L'Agence nationale de la sécurité des systèmes d'information (ANSSI) défend ouvertement le chiffrement. Dans une lettre datée du 24 mars, publiée hier par Libération, son directeur général Guillaume Poupard met en garde les ministères de la Défense, de l’Économie, de l'Intérieur et de la Justice contre la tentation d'imposer des backdoors (portes dérobées) dans les logiciels utilisant du chiffrement.
Éviter d'affaiblir la sécurité des particuliers et entreprises
Pour lui, la cryptographie est un « moyen indispensable » pour protéger les communications, dont les données personnelles des citoyens et les données sensibles des entreprises. Ce serait même la seule garantie de la sécurité de ces contenus, qu'il faut encourager, « voire règlementairement l'imposer dans les situations les plus critiques ». Il estime ainsi que la législation actuelle, qui impose par exemple de fournir les clés de chiffrement aux autorités si besoin, est proportionnée.
L'ANSSI affirme ainsi que vouloir à tout prix garantir l'accès aux données chiffrées, par exemple au moyen d'une backdoor, « aurait pour effet désastreux d'imposer aux concepteurs de produits et de services de sécurité un affaiblissement des mécanismes cryptographiques ». Il serait d'ailleurs impossible de s'assurer que ces portes ne seront pas utilisées par des tiers.
De même, une telle obligation s'appliquerait aux acteurs qui respectent la loi, alors que les criminels peuvent désormais créer leurs propres solutions de chiffrement, estime l'ANSSI. Il faudrait donc privilégier la coopération avec les acteurs du numérique, ou développer les techniques d'interception « et d'intrusion informatique » légales si nécessaire. L'agence, chargée de la sécurité des données de l'État, défend donc surtout les moyens à disposition pour garantir sa mission.
La défense du chiffrement, une position qui s'étend
Comme le rappelle à juste titre Libération, cette lettre suivait une série d'interventions de la DGSI et du procureur de la République François Molins, qui décrivaient le chiffrement comme un problème. Des parlementaires avaient également envisagé d'imposer ces backdoors. La situation a bien changé depuis, la loi Numérique, portée par Axelle Lemaire, affichant une position modérée sur le sujet.

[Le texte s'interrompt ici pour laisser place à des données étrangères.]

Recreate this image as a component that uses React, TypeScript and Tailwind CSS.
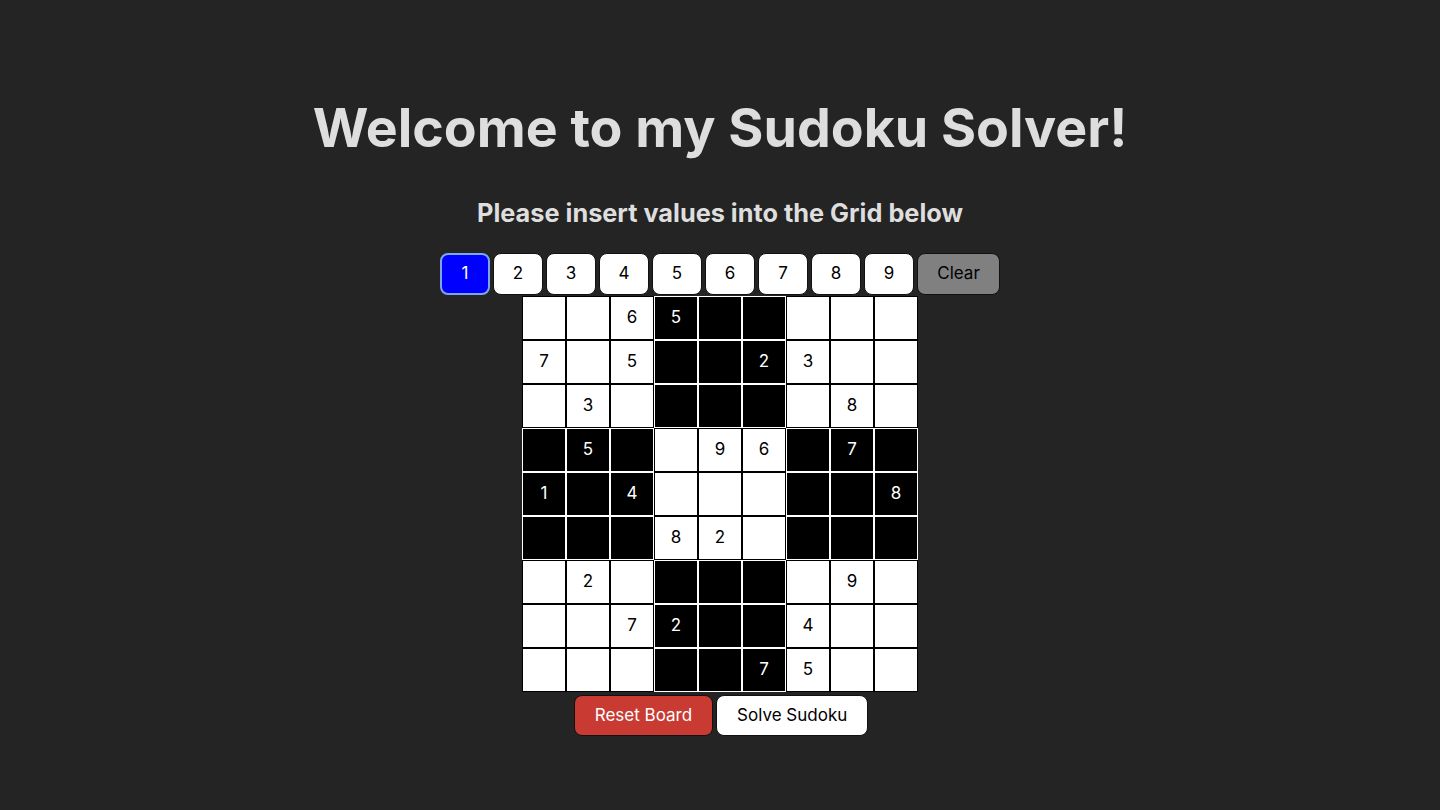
const board: (number | null)[][] = [
  [null, null, 6, 5, null, null, null, null, null],
  [7, null, 5, null, null, 2, 3, null, null],
  [null, 3, null, null, null, null, null, 8, null],
  [null, 5, null, null, 9, 6, null, 7, null],
  [1, null, 4, null, null, null, null, null, 8],
  [null, null, null, 8, 2, null, null, null, null],
  [null, 2, null, null, null, null, null, 9, null],
  [null, null, 7, 2, null, null, 4, null, null],
  [null, null, null, null, null, 7, 5, null, null],
]

// boxes alternate: odd box index is dark
const isDark = (r: number, c: number) => (Math.floor(r / 3) + Math.floor(c / 3)) % 2 === 1

function App() {
  const selected = 1

  return (
    <div className="min-h-screen bg-[#242424] text-[#dedede] font-['Inter',sans-serif] flex flex-col items-center pt-[98px]">
      <h1 className="text-[53.7px] font-bold leading-[1.1]">Welcome to my Sudoku Solver!</h1>

      <h2 className="text-[25.3px] font-bold leading-9 mt-[38px]">Please insert values into the Grid below</h2>

      <div className="flex gap-[3px] mt-[22px]">
        {[1, 2, 3, 4, 5, 6, 7, 8, 9].map((n) =>
          n === selected ? (
            <button key={n} className="w-[50px] h-[42px] rounded-lg border-2 border-[#7ea6ee] bg-[#0000ff] text-white text-[17px]">
              {n}
            </button>
          ) : (
            <button key={n} className="w-[50px] h-[42px] rounded-lg border border-[#111] bg-white text-black text-[17px]">
              {n}
            </button>
          )
        )}
        <button className="w-[83px] h-[42px] rounded-lg border border-[#111] bg-[#808080] text-black text-[17px]">Clear</button>
      </div>

      <div className="grid grid-cols-9 mt-px">
        {board.map((row, r) =>
          row.map((v, c) =>
            isDark(r, c) ? (
              <div key={`${r}-${c}`} className="w-[44px] h-[44px] border border-white bg-black text-white flex items-center justify-center text-[17px]">
                {v ?? ''}
              </div>
            ) : (
              <div key={`${r}-${c}`} className="w-[44px] h-[44px] border border-black bg-white text-black flex items-center justify-center text-[17px]">
                {v ?? ''}
              </div>
            )
          )
        )}
      </div>

      <div className="flex gap-[3px] mt-[3px] pl-[2px]">
        <button className="h-[41px] px-5 rounded-lg border border-[#111] bg-[#c83a32] text-white text-[17px]">Reset Board</button>
        <button className="h-[41px] px-5 rounded-lg border border-[#111] bg-white text-black text-[17px]">Solve Sudoku</button>
      </div>
    </div>
  )
}

export default App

Lors de la consultation publique sur cette fameuse loi Numérique – qui doit être définitivement adoptée fin septembre –des propositions avaient émergé pour imposer le chiffrement de bout-en-bout des communications, y compris des comptes email fournis par les fournisseurs d'accès. Las, Bercy n'a pas donné suite à ces requêtes, indiquant que les FAI se sont déjà engagés à chiffrer les échanges d'emails.
La loi confie tout de même à la CNIL la promotion des technologies à même de protéger la vie privée, chiffrement compris. La commission s'affiche d'ailleurs ouvertement en faveur du chiffrement de bout-en-bout, notamment dans son bilan 2015, présenté en avril. « L’introduction de portes dérobées ou de clés maîtres conduirait à affaiblir la sécurité des solutions techniques aujourd’hui déployées » affirmait-elle.
Au niveau européen, le contrôleur de la protection des données personnels a récemment demandé une modification de la législation actuelle, entre autres pour protéger le chiffrement de bout-en-bout. Selon Giovanni Buttarelli, il ne serait ainsi pas question d'introduire des portes dérobées, ni d'effectuer de rétro-ingénierie sur ces logiciels.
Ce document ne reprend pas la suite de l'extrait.